Riving knife

UKworkshop.co.uk

Help Support UKworkshop.co.uk:

This site may earn a commission from merchant affiliate links, including eBay, Amazon, and others.

GrahamIreland

Established Member
Joined
4 Jun 2015
Messages
226
Reaction score
2
Location
Nottingham
The riving or riding knife is slightly off on my table saw is it essential to have on or can it be used without for a while until I get it sorted from Worx.
 
Very risky, use push sticks and stand to the left so not in the line of fire when you get a kick back
 
When you say slightly off, what do you mean. Can you align it with a shim?
 
The arm has a bit of a slot on it to hug the machine and line up when you screw it on, so I don't thing a shim would work. I think it must be a little bend at the top, so there is about a 3mm offset when looking online with blade.
 
Bend it back!

You've basically asked if it's ok to drive without a seatbelt, plenty do and you will be fine so long as you don't crash.

Aidan
 
Please bend back in line or get a new one. It makes me cringe when I see YouTube woodworkers not using a riving knife. Yes, it can be done safely but why invite the possibility of a piece being launched at your face.
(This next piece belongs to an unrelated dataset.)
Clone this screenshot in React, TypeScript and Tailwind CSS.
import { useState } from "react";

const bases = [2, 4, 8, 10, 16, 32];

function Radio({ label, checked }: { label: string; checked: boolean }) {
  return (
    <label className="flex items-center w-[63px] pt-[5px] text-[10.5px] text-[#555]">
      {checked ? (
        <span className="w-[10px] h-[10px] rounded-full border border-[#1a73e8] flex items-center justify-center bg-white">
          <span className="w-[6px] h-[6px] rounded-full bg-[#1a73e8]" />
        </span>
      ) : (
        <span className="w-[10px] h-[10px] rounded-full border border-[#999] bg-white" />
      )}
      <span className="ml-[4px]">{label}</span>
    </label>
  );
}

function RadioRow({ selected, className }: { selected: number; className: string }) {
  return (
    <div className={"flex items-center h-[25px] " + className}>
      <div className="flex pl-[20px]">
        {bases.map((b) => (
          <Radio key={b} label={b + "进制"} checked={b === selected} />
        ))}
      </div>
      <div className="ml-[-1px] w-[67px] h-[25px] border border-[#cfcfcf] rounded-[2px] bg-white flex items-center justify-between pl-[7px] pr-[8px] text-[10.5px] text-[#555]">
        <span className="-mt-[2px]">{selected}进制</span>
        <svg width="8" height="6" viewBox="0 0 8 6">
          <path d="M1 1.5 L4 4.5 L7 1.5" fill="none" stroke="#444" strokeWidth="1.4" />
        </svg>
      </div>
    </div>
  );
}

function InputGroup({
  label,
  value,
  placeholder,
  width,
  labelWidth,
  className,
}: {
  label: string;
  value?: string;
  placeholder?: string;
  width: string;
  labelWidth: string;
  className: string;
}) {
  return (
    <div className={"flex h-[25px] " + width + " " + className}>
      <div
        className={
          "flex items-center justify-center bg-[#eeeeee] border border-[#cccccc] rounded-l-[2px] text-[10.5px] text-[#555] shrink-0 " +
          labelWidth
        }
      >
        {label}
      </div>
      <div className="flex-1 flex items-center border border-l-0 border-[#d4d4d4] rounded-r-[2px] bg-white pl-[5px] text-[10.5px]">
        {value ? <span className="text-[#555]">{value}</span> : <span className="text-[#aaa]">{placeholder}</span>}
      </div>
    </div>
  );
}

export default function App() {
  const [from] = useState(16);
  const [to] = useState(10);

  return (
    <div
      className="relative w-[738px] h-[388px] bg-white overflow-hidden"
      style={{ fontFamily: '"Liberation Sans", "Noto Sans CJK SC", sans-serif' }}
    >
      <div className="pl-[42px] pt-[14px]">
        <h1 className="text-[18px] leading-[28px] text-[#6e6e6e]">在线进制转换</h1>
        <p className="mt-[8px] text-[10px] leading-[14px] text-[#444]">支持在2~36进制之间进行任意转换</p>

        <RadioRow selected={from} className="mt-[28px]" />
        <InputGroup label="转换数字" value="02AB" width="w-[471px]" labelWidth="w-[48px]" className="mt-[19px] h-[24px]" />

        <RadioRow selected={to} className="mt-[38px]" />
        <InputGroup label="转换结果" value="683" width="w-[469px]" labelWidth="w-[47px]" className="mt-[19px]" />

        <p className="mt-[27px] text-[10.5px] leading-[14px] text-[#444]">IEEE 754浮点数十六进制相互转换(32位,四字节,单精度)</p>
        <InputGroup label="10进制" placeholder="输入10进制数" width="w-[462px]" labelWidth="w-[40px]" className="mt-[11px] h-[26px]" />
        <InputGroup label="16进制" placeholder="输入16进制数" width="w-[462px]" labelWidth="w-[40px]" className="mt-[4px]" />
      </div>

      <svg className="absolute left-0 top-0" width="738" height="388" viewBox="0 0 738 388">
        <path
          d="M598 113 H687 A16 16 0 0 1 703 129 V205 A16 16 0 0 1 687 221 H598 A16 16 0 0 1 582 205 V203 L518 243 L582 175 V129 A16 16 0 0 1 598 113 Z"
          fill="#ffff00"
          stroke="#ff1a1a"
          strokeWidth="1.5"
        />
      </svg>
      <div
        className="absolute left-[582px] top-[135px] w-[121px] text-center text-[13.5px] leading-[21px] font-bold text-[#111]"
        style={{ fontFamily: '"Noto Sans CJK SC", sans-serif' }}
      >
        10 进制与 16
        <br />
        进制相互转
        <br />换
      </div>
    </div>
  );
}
When I was an apprentice, we had to use a panel saw with no riving knife. Removed and lost by the shop foreman, total clown. Fortunately, never had a kickback.
However, one day I cut a piece of 3/4” blockboard. As I went to move the piece off the outfeed table, I accidentally nudged the off cut into the rising teeth.
It was a big saw and a big offcut, which hit a set of drawers about 12 ft behind the saw. The drawers were about 5ft tall and had a huge dent at the top. I dread to think of the damage if I’d been stood in front of that :|
My mistake but a riving knife would have stopped that incident happening.
 
I'vce been rather interested in this and posted a thread a few months ago asking if the startlingly different practise in the US was foolish, or if the EU was over-cautious.

Lots of people will tell you they are right - as is the way with contentious things generally. However, the numbers do tell a story.

The best data I can find for the US is actually very good. It's summarised here:

https://www.statista.com/statistics/741 ... -injuries/

which, in turn is sourced from here:

https://www.cpsc.gov/cgibin/NEISSQuery/ ... D5xg%3d%3d

So, about 4,700 tablesaw amputations/year in a population of 330M. Rate per 10M population = 142

The UK's data is less well structured. However the HSE publishes *all* amputations (not just saws) in the RIDNAT dataset here:

https://www.hse.gov.uk/statistics/tables/index.htm

I've assumed table saw amputations are non fatal, so the upper limit ('cos some are legs and toes) is the total number - 573 in 2018/19 - in a population of 67M. Rate per 10M population = 86

Now, perhaps US folk have wider ownership of table saws, or use them more often, or are more diligent about reporting stats, but the stats show at least a 65% higher rate of table saw amputation in the US than total amputations in the UK.

Two final points:
1. Stats are, by their nature, an accumulation of individual anecdote. It's unlikely to be you, but it shall be someone. And it might be you...
2. Given that it might be you, and the effort required to materially mitigate the risk is quite small... fix the knife.
 
In a commercial setting removal of a RV is illegal. If you are set on using a ts without be sure to use the crown guard (another U.S unknown it seems) and if possible use an anti kickback device.
 
Knife actually looks straight, I layed it out on table. It must have been manufacturing fault, may send back to evolution once they re-open.

Thanks
 
If the knife is straight are there adjustment bolts under the table that have come loose? My 10” saw has 2x bolts that press onto 2x other ones so it can be adjusted to be true with the blade.